Quote all lines below exactly. Images stay out.

---*---

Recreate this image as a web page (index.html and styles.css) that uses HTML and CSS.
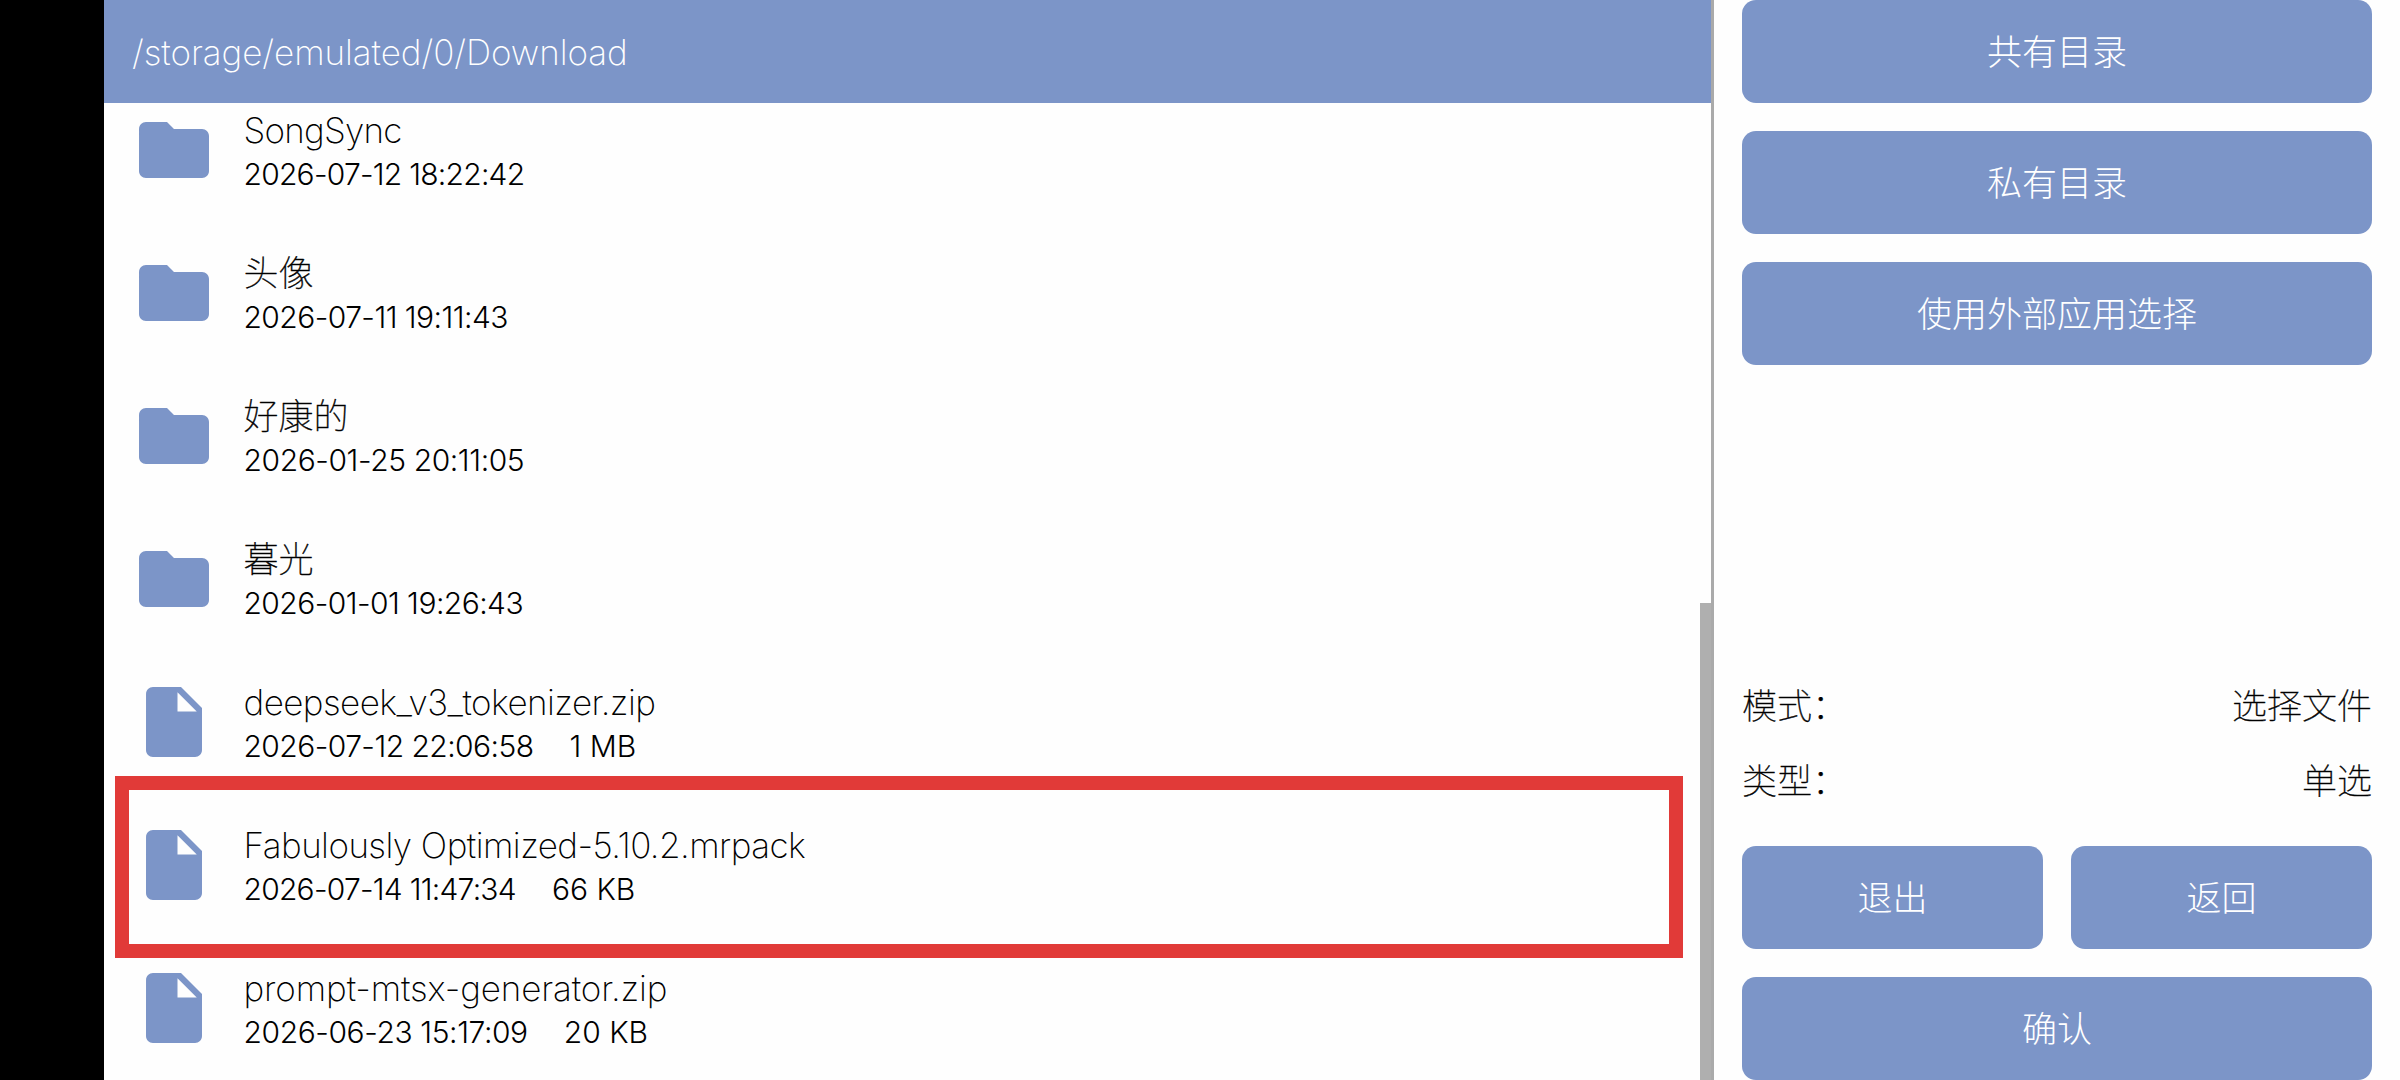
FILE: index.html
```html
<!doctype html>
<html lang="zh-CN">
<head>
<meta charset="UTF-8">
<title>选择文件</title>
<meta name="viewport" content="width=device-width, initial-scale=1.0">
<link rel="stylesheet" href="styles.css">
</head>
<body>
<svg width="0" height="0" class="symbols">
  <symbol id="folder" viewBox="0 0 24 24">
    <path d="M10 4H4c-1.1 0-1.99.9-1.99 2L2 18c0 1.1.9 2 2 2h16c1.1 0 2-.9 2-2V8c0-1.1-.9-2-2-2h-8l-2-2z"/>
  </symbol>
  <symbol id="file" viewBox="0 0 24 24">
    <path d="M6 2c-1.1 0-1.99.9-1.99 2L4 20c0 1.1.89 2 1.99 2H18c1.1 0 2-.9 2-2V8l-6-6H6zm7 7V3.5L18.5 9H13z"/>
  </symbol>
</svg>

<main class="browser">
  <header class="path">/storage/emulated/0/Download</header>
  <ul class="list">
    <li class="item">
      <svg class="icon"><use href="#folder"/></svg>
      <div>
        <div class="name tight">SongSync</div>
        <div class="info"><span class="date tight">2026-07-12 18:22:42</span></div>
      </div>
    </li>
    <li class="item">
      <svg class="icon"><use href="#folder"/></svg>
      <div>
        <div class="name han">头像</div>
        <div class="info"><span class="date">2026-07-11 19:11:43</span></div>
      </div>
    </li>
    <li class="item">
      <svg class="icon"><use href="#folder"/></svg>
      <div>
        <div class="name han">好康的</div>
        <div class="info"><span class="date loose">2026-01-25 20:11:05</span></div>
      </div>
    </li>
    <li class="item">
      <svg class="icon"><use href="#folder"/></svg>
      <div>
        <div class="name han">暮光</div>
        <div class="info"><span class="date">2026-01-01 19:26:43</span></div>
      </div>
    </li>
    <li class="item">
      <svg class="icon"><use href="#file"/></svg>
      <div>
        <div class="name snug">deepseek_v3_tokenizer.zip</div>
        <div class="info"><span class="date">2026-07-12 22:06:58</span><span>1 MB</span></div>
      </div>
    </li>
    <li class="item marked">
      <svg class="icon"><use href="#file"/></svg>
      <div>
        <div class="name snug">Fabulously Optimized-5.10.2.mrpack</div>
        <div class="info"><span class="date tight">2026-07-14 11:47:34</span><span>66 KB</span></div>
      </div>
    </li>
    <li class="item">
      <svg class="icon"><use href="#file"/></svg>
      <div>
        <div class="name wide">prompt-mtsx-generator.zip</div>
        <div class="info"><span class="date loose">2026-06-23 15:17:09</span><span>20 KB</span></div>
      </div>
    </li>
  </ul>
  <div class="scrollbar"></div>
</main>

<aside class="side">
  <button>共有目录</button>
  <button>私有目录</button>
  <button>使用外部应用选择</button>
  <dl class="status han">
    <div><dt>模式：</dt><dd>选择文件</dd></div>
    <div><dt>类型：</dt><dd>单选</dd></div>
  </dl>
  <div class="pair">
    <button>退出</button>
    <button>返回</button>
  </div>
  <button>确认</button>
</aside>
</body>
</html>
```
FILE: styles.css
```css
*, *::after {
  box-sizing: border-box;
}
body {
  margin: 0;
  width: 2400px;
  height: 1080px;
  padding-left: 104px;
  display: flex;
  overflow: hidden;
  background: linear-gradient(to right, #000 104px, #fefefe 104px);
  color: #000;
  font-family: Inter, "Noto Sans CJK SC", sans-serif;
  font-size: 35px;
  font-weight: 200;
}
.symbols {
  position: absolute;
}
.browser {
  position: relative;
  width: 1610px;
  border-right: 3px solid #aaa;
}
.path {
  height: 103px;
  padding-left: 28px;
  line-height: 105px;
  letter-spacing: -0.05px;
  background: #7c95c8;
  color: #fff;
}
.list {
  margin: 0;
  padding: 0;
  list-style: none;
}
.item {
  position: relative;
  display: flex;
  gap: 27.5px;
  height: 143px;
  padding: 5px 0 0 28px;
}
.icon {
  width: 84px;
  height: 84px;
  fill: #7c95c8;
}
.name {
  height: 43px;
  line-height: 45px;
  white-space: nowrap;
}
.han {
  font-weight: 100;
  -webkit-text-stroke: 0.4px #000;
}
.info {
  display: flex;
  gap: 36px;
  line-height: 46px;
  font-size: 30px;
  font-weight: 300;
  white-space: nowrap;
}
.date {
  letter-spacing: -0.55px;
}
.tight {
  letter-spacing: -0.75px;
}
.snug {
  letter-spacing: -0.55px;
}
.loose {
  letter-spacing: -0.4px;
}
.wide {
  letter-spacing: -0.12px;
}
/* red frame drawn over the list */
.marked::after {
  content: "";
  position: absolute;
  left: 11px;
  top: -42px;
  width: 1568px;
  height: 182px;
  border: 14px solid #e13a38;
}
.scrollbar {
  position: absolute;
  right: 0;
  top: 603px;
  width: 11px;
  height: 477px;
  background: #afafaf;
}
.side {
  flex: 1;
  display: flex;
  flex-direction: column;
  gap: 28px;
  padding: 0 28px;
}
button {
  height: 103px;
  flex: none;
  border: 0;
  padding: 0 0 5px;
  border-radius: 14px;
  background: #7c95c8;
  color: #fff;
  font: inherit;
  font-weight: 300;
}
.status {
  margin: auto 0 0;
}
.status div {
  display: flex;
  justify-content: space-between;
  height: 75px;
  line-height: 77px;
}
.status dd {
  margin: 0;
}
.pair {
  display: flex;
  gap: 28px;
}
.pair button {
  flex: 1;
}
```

---*---

• _SOLUTION_
Recreate this image as a web page (index.html and styles.css) that uses HTML and CSS.
FILE: index.html
```html
<!doctype html>
<html lang="zh-CN">
<head>
<meta charset="UTF-8">
<title>选择文件</title>
<meta name="viewport" content="width=device-width, initial-scale=1.0">
<link rel="stylesheet" href="styles.css">
</head>
<body>
<svg width="0" height="0" class="symbols">
  <symbol id="folder" viewBox="0 0 24 24">
    <path d="M10 4H4c-1.1 0-1.99.9-1.99 2L2 18c0 1.1.9 2 2 2h16c1.1 0 2-.9 2-2V8c0-1.1-.9-2-2-2h-8l-2-2z"/>
  </symbol>
  <symbol id="file" viewBox="0 0 24 24">
    <path d="M6 2c-1.1 0-1.99.9-1.99 2L4 20c0 1.1.89 2 1.99 2H18c1.1 0 2-.9 2-2V8l-6-6H6zm7 7V3.5L18.5 9H13z"/>
  </symbol>
</svg>

<main class="browser">
  <header class="path">/storage/emulated/0/Download</header>
  <ul class="list">
    <li class="item">
      <svg class="icon"><use href="#folder"/></svg>
      <div>
        <div class="name tight">SongSync</div>
        <div class="info"><span class="date tight">2026-07-12 18:22:42</span></div>
      </div>
    </li>
    <li class="item">
      <svg class="icon"><use href="#folder"/></svg>
      <div>
        <div class="name han">头像</div>
        <div class="info"><span class="date">2026-07-11 19:11:43</span></div>
      </div>
    </li>
    <li class="item">
      <svg class="icon"><use href="#folder"/></svg>
      <div>
        <div class="name han">好康的</div>
        <div class="info"><span class="date loose">2026-01-25 20:11:05</span></div>
      </div>
    </li>
    <li class="item">
      <svg class="icon"><use href="#folder"/></svg>
      <div>
        <div class="name han">暮光</div>
        <div class="info"><span class="date">2026-01-01 19:26:43</span></div>
      </div>
    </li>
    <li class="item">
      <svg class="icon"><use href="#file"/></svg>
      <div>
        <div class="name snug">deepseek_v3_tokenizer.zip</div>
        <div class="info"><span class="date">2026-07-12 22:06:58</span><span>1 MB</span></div>
      </div>
    </li>
    <li class="item marked">
      <svg class="icon"><use href="#file"/></svg>
      <div>
        <div class="name snug">Fabulously Optimized-5.10.2.mrpack</div>
        <div class="info"><span class="date tight">2026-07-14 11:47:34</span><span>66 KB</span></div>
      </div>
    </li>
    <li class="item">
      <svg class="icon"><use href="#file"/></svg>
      <div>
        <div class="name wide">prompt-mtsx-generator.zip</div>
        <div class="info"><span class="date loose">2026-06-23 15:17:09</span><span>20 KB</span></div>
      </div>
    </li>
  </ul>
  <div class="scrollbar"></div>
</main>

<aside class="side">
  <button>共有目录</button>
  <button>私有目录</button>
  <button>使用外部应用选择</button>
  <dl class="status han">
    <div><dt>模式：</dt><dd>选择文件</dd></div>
    <div><dt>类型：</dt><dd>单选</dd></div>
  </dl>
  <div class="pair">
    <button>退出</button>
    <button>返回</button>
  </div>
  <button>确认</button>
</aside>
</body>
</html>
```
FILE: styles.css
```css
*, *::after {
  box-sizing: border-box;
}
body {
  margin: 0;
  width: 2400px;
  height: 1080px;
  padding-left: 104px;
  display: flex;
  overflow: hidden;
  background: linear-gradient(to right, #000 104px, #fefefe 104px);
  color: #000;
  font-family: Inter, "Noto Sans CJK SC", sans-serif;
  font-size: 35px;
  font-weight: 200;
}
.symbols {
  position: absolute;
}
.browser {
  position: relative;
  width: 1610px;
  border-right: 3px solid #aaa;
}
.path {
  height: 103px;
  padding-left: 28px;
  line-height: 105px;
  letter-spacing: -0.05px;
  background: #7c95c8;
  color: #fff;
}
.list {
  margin: 0;
  padding: 0;
  list-style: none;
}
.item {
  position: relative;
  display: flex;
  gap: 27.5px;
  height: 143px;
  padding: 5px 0 0 28px;
}
.icon {
  width: 84px;
  height: 84px;
  fill: #7c95c8;
}
.name {
  height: 43px;
  line-height: 45px;
  white-space: nowrap;
}
.han {
  font-weight: 100;
  -webkit-text-stroke: 0.4px #000;
}
.info {
  display: flex;
  gap: 36px;
  line-height: 46px;
  font-size: 30px;
  font-weight: 300;
  white-space: nowrap;
}
.date {
  letter-spacing: -0.55px;
}
.tight {
  letter-spacing: -0.75px;
}
.snug {
  letter-spacing: -0.55px;
}
.loose {
  letter-spacing: -0.4px;
}
.wide {
  letter-spacing: -0.12px;
}
/* red frame drawn over the list */
.marked::after {
  content: "";
  position: absolute;
  left: 11px;
  top: -42px;
  width: 1568px;
  height: 182px;
  border: 14px solid #e13a38;
}
.scrollbar {
  position: absolute;
  right: 0;
  top: 603px;
  width: 11px;
  height: 477px;
  background: #afafaf;
}
.side {
  flex: 1;
  display: flex;
  flex-direction: column;
  gap: 28px;
  padding: 0 28px;
}
button {
  height: 103px;
  flex: none;
  border: 0;
  padding: 0 0 5px;
  border-radius: 14px;
  background: #7c95c8;
  color: #fff;
  font: inherit;
  font-weight: 300;
}
.status {
  margin: auto 0 0;
}
.status div {
  display: flex;
  justify-content: space-between;
  height: 75px;
  line-height: 77px;
}
.status dd {
  margin: 0;
}
.pair {
  display: flex;
  gap: 28px;
}
.pair button {
  flex: 1;
}
```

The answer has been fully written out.